CORAL GABLES, Fla. >> Notre Dame linebacker Manti Te’o knows all about the rivalry between the Fighting Irish and Miami.
He understands the history of it, and the importance of Saturday’s matchup at Soldier field in Chicago – the first regular-season matchup between the two teams in 22 years.
It’s not surprising, because Te’o is flirting with a bit of history himself. The native of Hawaii’s fantastic start to the 2012 season has inserted him into the Heisman Trophy conversation. If the No. 9 Irish win Saturday and improve to 5-0, Te’o’s credentials will be bolstered.
“I’ve seen some of it,” Te’o said of the Heisman talk this week. “It’s definitely very exciting and it was very humbling at the same time.”
But it’s been Te’o that’s been humbling opponents this season. He’s averaging 9.5 tackles per game so far in 2012, but more importantly, he’s been a disruptive force for the Irish defense. Notre Dame has forced opponents into 13 turnovers this season, the fifth-highest total in the nation, and Te’o has been involved in more than half.
The All-American has three interceptions (No. 1 among linebackers and sixth nationally among all players), two recovered fumbles and two quarterback hurries which forced interceptions.

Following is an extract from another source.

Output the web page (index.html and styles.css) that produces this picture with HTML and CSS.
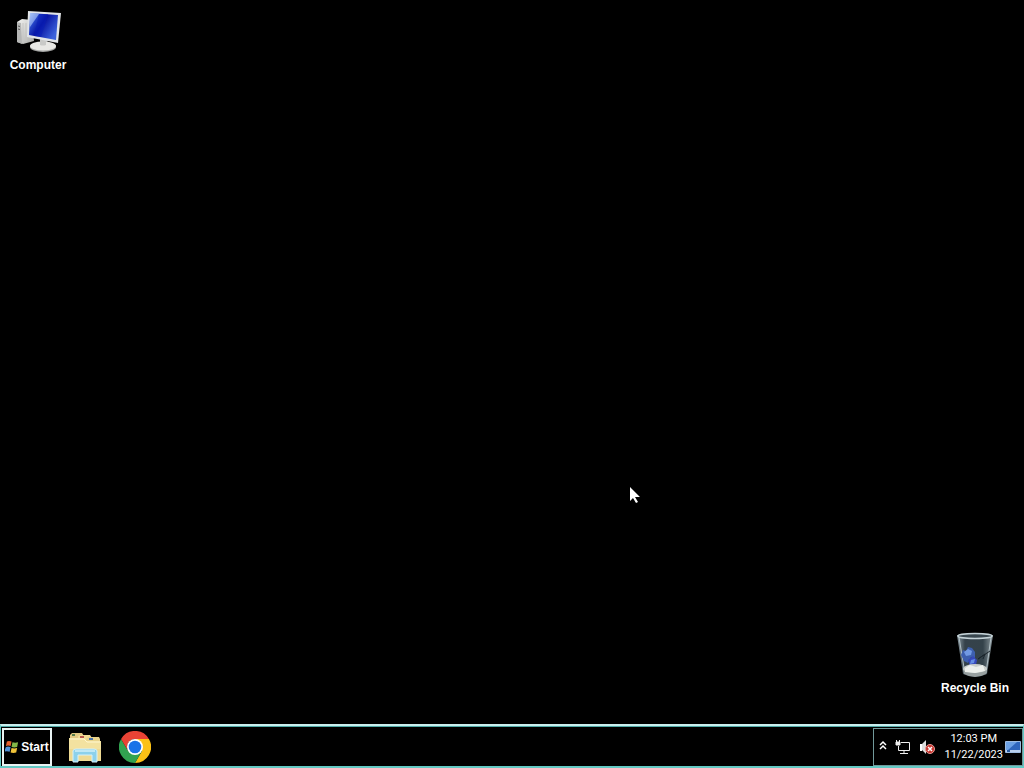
FILE: index.html
```html
<!DOCTYPE html>
<html lang="en">
<head>
<meta charset="utf-8">
<title>Desktop</title>
<link rel="stylesheet" href="styles.css">
</head>
<body>
<main class="desktop">
  <button class="shortcut computer">
    <svg width="48" height="48" viewBox="0 0 48 48" aria-hidden="true">
      <defs>
        <linearGradient id="screen" x1="0" y1="0" x2="1" y2=".6"><stop offset="0" stop-color="#8fb4f5"/><stop offset=".28" stop-color="#2545c8"/><stop offset=".5" stop-color="#0612a0"/><stop offset="1" stop-color="#3c62dc"/></linearGradient>
        <linearGradient id="metal" x1="0" y1="0" x2="1" y2="1"><stop offset="0" stop-color="#f5f5f3"/><stop offset="1" stop-color="#a9aaa8"/></linearGradient>
      </defs>
      <path d="M3 14 8 11 18 12 20 33 9 36 3 34Z" fill="url(#metal)"/>
      <path d="M3 14 7 15 8 36 3 34Z" fill="#b5b6b5"/>
      <path d="M9 15v19M12 15v18" stroke="#c5c5c3"/>
      <path d="M4 18l2 .5M4 21l2 .5" stroke="#555"/>
      <path d="M26 30h7l1 7h-8z" fill="#babbb9"/>
      <ellipse cx="29" cy="39" rx="13" ry="5" fill="#a3a4a2"/>
      <ellipse cx="29" cy="38" rx="13" ry="4.500" fill="#e8e8e5"/>
      <path d="M26 32h6v5q-3 1-6 0z" fill="#c9cac8"/>
      <path d="M14 3 47 5 44 35 13 29Z" fill="#e2e5e8"/>
      <path d="M16 5 44 7 42 32 15 27Z" fill="url(#screen)"/>
      <path d="M25 6 34 6 27 29 20 28Z" fill="#0a1fb8" opacity=".55"/>
      <path d="M16 5 25 6 16 19Z" fill="#c2dbff" opacity=".55"/>
    </svg>
    <span>Computer</span>
  </button>
  <button class="shortcut recycle">
    <svg width="48" height="48" viewBox="0 0 48 48" aria-hidden="true">
      <defs><linearGradient id="glass"><stop offset="0" stop-color="#8b9aa2"/><stop offset=".22" stop-color="#35424b"/><stop offset=".72" stop-color="#34424a"/><stop offset="1" stop-color="#8c989d"/></linearGradient></defs>
      <path d="M6 4 42 4 36 43Q24 49 12 43Z" fill="url(#glass)"/>
      <path d="M8 6 14 43M40 6 35 42" stroke="#b2c0c5" fill="none"/>
      <path d="M39 20 27 28 34 23 32 28" stroke="#1b252c" fill="none"/>
      <path d="M10 24 12 19 15 20 17 16 21 17 24 21 24 27 20 26 17 32 13 30Z" fill="#3d5fae"/>
      <path d="M13 21 17 18 21 20 20 24 15 25Z" fill="#7199e3"/>
      <path d="M17 29 22 25 26 29 25 34 19 35Z" fill="#3648ba"/>
      <path d="M20 29 24 28 23 32 19 33Z" fill="#658de4"/>
      <ellipse cx="24" cy="38" rx="12" ry="5" fill="#c9cecb"/>
      <path d="M12 39Q24 45 36 39L35 43Q24 49 13 43Z" fill="#979f9f"/>
      <path d="M14 37 19 34 25 36 32 34 34 40 24 42 14 41Z" fill="#ecefeb"/>
      <ellipse cx="24" cy="5" rx="17" ry="2.500" fill="#39474f" stroke="#c4d2d7" stroke-width="1.500"/>
    </svg>
    <span>Recycle Bin</span>
  </button>
  <svg class="pointer" width="12" height="18" viewBox="0 0 12 18" aria-hidden="true"><path d="M1 0v14l3-3 3 5 2-1-3-5h5Z" fill="#fff"/></svg>
</main>
<footer class="taskbar">
  <button class="start">
    <svg width="14" height="16" viewBox="1 0 15 16" aria-hidden="true"><path d="M3 2q2-1 5 0L7 7q-3-1-5 0Z" fill="#e4602c"/><path d="M9 3q3 1 6 0l-1 5q-3 1-6 0Z" fill="#83b748"/><path d="M2 8q2-1 5 0l-1 5q-3-1-6 0Z" fill="#4f91d6"/><path d="M8 9q3 1 6 0l-1 5q-3 1-6 0Z" fill="#f0c43a"/></svg>
    <span>Start</span>
  </button>
  <nav class="pinned" aria-label="Pinned programs">
    <button aria-label="File Explorer">
      <svg width="34" height="34" viewBox="0 0 34 34" aria-hidden="true">
        <path d="M2 5 4 3H14L16 6V10H2Z" fill="#e2ca84"/><path d="M10 6 12 5H22L24 8V12H10Z" fill="#f1dc95"/><path d="M18 9 20 7H31L32 9V14H18Z" fill="#e9d48c"/>
        <path d="M1 8H16L19 11H33V31H1Z" fill="#f3e2a0"/><path d="M2 9H16L19 12H32" stroke="#fff6ce" fill="none"/><path d="M1 19v12h32V19" fill="#e9d184" opacity=".5"/>
        <path d="M4 5h3" stroke="#557c4b" stroke-width="2"/><path d="M12 7h4" stroke="#b8584b" stroke-width="2"/><path d="M21 9h4" stroke="#4b75ad" stroke-width="2"/>
        <path d="M5 32V21Q5 19 8 19H26Q29 19 29 21V32H24V25H10V32Z" fill="#8cd1eb" stroke="#d4f1fa"/><path d="M7 21h20" stroke="#bfe8f5" stroke-width="2"/>
      </svg>
    </button>
    <button aria-label="Google Chrome">
      <svg width="32" height="32" viewBox="0 0 32 32" aria-hidden="true">
        <path d="M16 8H29.900A16 16 0 0 1 16 32L22.900 20Z" fill="#fbc116"/>
        <path d="M2.100 8A16 16 0 0 0 16 32L22.900 20 16 16 9.100 20Z" fill="#31a350"/>
        <path d="M2.100 8A16 16 0 0 1 29.900 8H16A8 8 0 0 0 9.100 20Z" fill="#e94335"/>
        <circle cx="16" cy="16" r="8" fill="#fff"/><circle cx="16" cy="16" r="6.300" fill="#1a73e8"/>
      </svg>
    </button>
  </nav>
  <aside class="tray" aria-label="Notification area">
    <button aria-label="Show hidden icons"><svg width="8" height="16" viewBox="0 0 8 16" fill="none" stroke="#fff" stroke-width="1.500" aria-hidden="true"><path d="M1 6 4 3 7 6M1 10 4 7 7 10"/></svg></button>
    <button aria-label="Network"><svg width="16" height="16" viewBox="0 0 16 16" fill="none" stroke="#eee" aria-hidden="true"><path d="M6 3.500h8.500v8h-11V7M9 12v2.500M5 14.500h8"/><path d="M1.500 1v2M4.500 1v2"/><path d="M1 3h4v3H1Z" fill="#eee"/></svg></button>
    <button aria-label="Volume, muted"><svg width="16" height="16" viewBox="0 0 16 16" aria-hidden="true"><path d="M1 5h2v7H1Z" fill="#fff"/><path d="M3 5 7 1V15L3 11Z" fill="#ddd"/><circle cx="11" cy="10" r="4.500" fill="#c7332d" stroke="#e79a94"/><path d="m9 8 4 4m0-4-4 4" stroke="#fff" stroke-width="1.500"/></svg></button>
    <button class="clock"><time datetime="2023-11-22T12:03">12:03 PM<br>11/22/2023</time></button>
    <button aria-label="Show desktop"><svg width="16" height="16" viewBox="0 0 16 16" aria-hidden="true"><path d="M.5 2.500h15v11H.5Z" fill="#2f66bd" stroke="#9ebbe0"/><path d="M1 3h11L3 11H1Z" fill="#6ba0e4"/><path d="M1 12h14" stroke="#b9d0ed" stroke-width="2"/><path d="M2 12h3" stroke="#285b9f" stroke-width="2"/></svg></button>
  </aside>
</footer>
</body>
</html>
```
FILE: styles.css
```css
* { box-sizing: border-box; }

body {
  margin: 0;
  min-height: 100vh;
  display: flex;
  flex-direction: column;
  overflow: hidden;
  background: #000;
  color: #fff;
  font-family: "Liberation Sans", Arial, sans-serif;
}

button {
  padding: 0;
  border: 0;
  background: transparent;
  color: inherit;
  font: inherit;
}

svg { display: block; flex: none; }

.desktop {
  position: relative;
  flex: 1;
}

.shortcut {
  position: absolute;
  width: 76px;
  display: flex;
  flex-direction: column;
  align-items: center;
  gap: 1px;
  font-size: 12px;
  font-weight: 700;
  line-height: 16px;
  white-space: nowrap;
}

.computer { left: 0; top: 8px; }
.recycle { right: 11px; bottom: 28px; }
.pointer { position: absolute; left: 629px; top: 487px; }

.taskbar {
  height: 44px;
  flex: none;
  display: flex;
  align-items: stretch;
  justify-content: space-between;
  padding: 1px 0 0 1px;
  border: 1px solid #63c9c4;
  border-top: 2px solid #c9eeee;
  border-bottom-width: 2px;
  box-shadow: inset 0 1px #4fa9a6;
}

.start {
  width: 50px;
  margin-top: 1px;
  display: flex;
  align-items: center;
  justify-content: center;
  gap: 2px;
  border: 2px solid #e9f3f3;
  font-size: 12px;
  font-weight: 700;
}

.pinned {
  flex: 1;
  display: flex;
  align-items: center;
  gap: 17px;
  padding: 1px 0 0 16px;
}

.tray {
  margin-top: 1px;
  display: flex;
  align-items: center;
  gap: 8px;
  padding: 0 1px 0 5px;
  border: 1px solid #71999a;
}

.clock {
  margin: 0 -6px 0 1px;
  font-family: Roboto, sans-serif;
  font-size: 11px;
  line-height: 16px;
  text-align: center;
}
```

“Te’o, in the middle, is as good as advertised,” Miami coach Al Golden said. “(He) holds it all together, and does a great job running the operation for them.”
Breaking down that operation will fall to Miami quarterback Stephen Morris, who, after a record-setting game last week, will be asked to do what has only been done three times this season – get into the end zone against Notre Dame.
The Irish are only allowing a paltry nine points per game, and while Te’o has a lot to do with that, he’s not taking on 11 opponents alone.
“I don’t think anyone has run for a touchdown on them all year long,” Golden said in his weekly press conference.
Golden was correct in his statement, Notre Dame enters Saturday’s game as the only team in the country not to allow a rushing touchdown.
That doesn’t affect the Hurricanes much – their success is predicated on the play of the mercurial Morris, who will go against an inexperienced Notre Dame secondary. Among the four starting defensive backs, only senior safety Zeke Motta came to Notre Dame as a defender.
The Hurricanes lead the nation with 11 completions of 40 yards or more. Notre Dame, despite that inexperience in the secondary, has only allowed one pass of 40 or more yards this year.
Much of the credit for that, Notre Dame coach Brian Kelly said, goes to Te’o and the Notre Dame pass rush. The Irish run mostly zone defenses to prevent one-on-one match ups for wide receivers the inexperienced secondary, something that the Hurricanes will look to do all game. The onus for Notre Dame falls on the front-seven to chase the quarterback and force bad decisions – something Te’o and company has been adept at so far.
“Obviously they’re going to want to stretch the field,” Kelly said of Miami. “This will be a challenge for us. But it’s not just for our four guys in the back end. It’s linebackers being in the right place.”
Te’o is playing with some extra weight, emotionally, after his grandmother and girlfriend died within 24 hours of each other less than a month ago. Te’o opted to play after the passings, and had a virtuosic performance against Michigan State, helping the Irish hold the Spartans to their lowest offensive output in 46 years.
“’(Football) is a great escape,” Te’o said after that game.
For everyone else, there is no escape, not from Te’o.